Food for Thought: The European Union has finally decided to allow some genetically modified corn to enter its organic-only borders. Europeans are terrified of modified plants and animals -- what they refer to as Frankenfood. That's fine, they can eat what they want. But their phobia has prevented life-saving food from helping starving people in Africa and in other developing countries.
I once had the pleasure of talking to Norman Borlaug. He is from Iowa but spent much of his life in developing countries helping the poor. In the 1960s, he developed a genetically modified strain of wheat that increased production many times over in India and Pakistan without heavy use of fertilizer and pesticides, and with minimal use of new land.

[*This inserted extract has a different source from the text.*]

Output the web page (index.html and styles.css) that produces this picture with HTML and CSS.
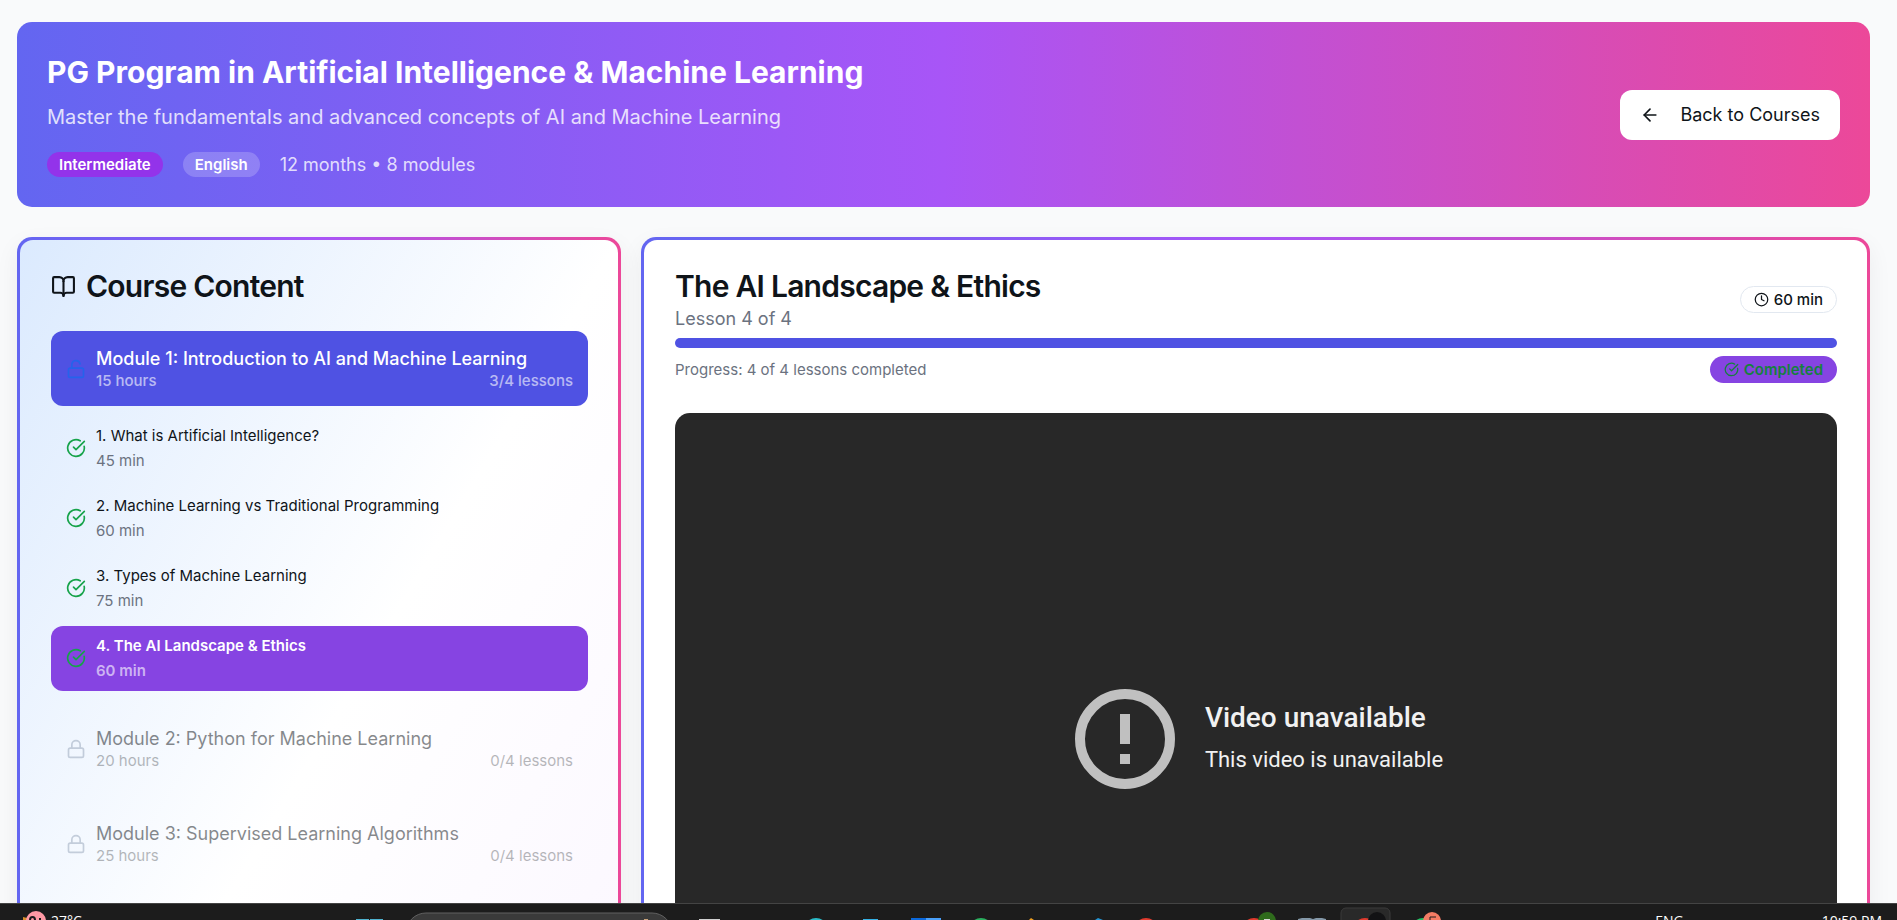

His contributions stopped mass starvation on the Indian subcontinent. The agricultural remedies worked so well that Norman Borlaug won the Nobel Prize for Peace in 1970. He didn't win the Nobel Prize for Chemistry or any other science. The invention was so overwhelming, he won the Peace prize. (And this was before the award became so political and before goons like Henry Kissinger and Yasser Arafat were deemed winners.)
When Mr. Borlaug turned his attention to the widespread starvation in Africa, environmentalists interfered, arguing that genetically modified plants and animals are too dangerous. Mr. Borlaug told me the fear of genetically modified foods is ridiculous. For one, there has never been any scientific evidence to show that modified foods are any more dangerous than organic.
Also, plants and animals have been getting genetically modified for thousands of years. The modifications weren't done under a microscope, but through selective breeding. That's why you don't see the corn you buy at the grocery store growing among the wildflowers on the side of the road. For centuries, mankind has been modifying the vegetable to make it more hardy, more nutritious, and easier to grow.
Now breeding is made to be more precise in a lab. This will bring better results, not worse.